A mí también me gusta la comida saludable. Me gusta saludarla y, acto seguido, pasar a hincarle el diente a un buen chuletón, a unas morcillas o a una sabrosa fritura de pescado. De postre, también soy muy de saludar a la fruta pelada y troceada, pero prefiero un tentador pastel de chocolate recubierto de crujiente capa de chocolate y aderezado con crema de tres chocolates.
Y, sin embargo, hay que estar por los alimentos saludables. Es el mantra de los nuevos tiempos: lo saludable y lo sostenible, casi al mismo nivel de lo solidario. Hoy, las cosas son saludables, sostenibles y solidarias, o no son.

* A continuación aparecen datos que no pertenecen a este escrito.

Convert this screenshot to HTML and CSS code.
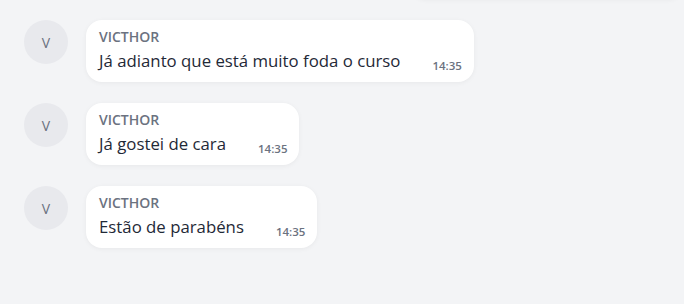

Hagan la prueba: cojan cualquier concepto del mundo en que vivimos y, después, adósenle alguno de los términos referidos. ¿No luce mucho más bonito, redondo y cerrado? ¿Cómo va a ser lo mismo un banal turista que practicar turismo sostenible? ¿No suena mejor afirmar que vivimos en un entorno saludable a decir que residimos en un adosado de la sexta fase de una urbanización?
Para un político y/o representante institucional, estos palabros son mano de santo, el bálsamo de Fierabrás que todo lo justifica. La construcción de una torre de fuerte impacto visual, por ejemplo, siempre se puede justificar por lo sostenible de sus viviendas y lo saludable de sus materiales de construcción. Además de por el empleo que genera, por supuesto.
Y como eso, todo. ¿Jugar al fútbol o al baloncesto con los amigos? ¿Calzarse las zapatillas y salir a correr? ¡No! Mucho mejor practicar actividades saludables. Que suelen ser sinónimo de pagar un pastón por control cardíaco, clases con monitores especializados, seguimiento nutricional, coaching, etcétera. Ya nos habíamos acostumbrado a echarnos la mano a la cartera cada vez que oíamos lo de “solidario” anexado a cualquier actividad, pero empieza a ser sospechoso el auge de “sostenibles” y “saludables”.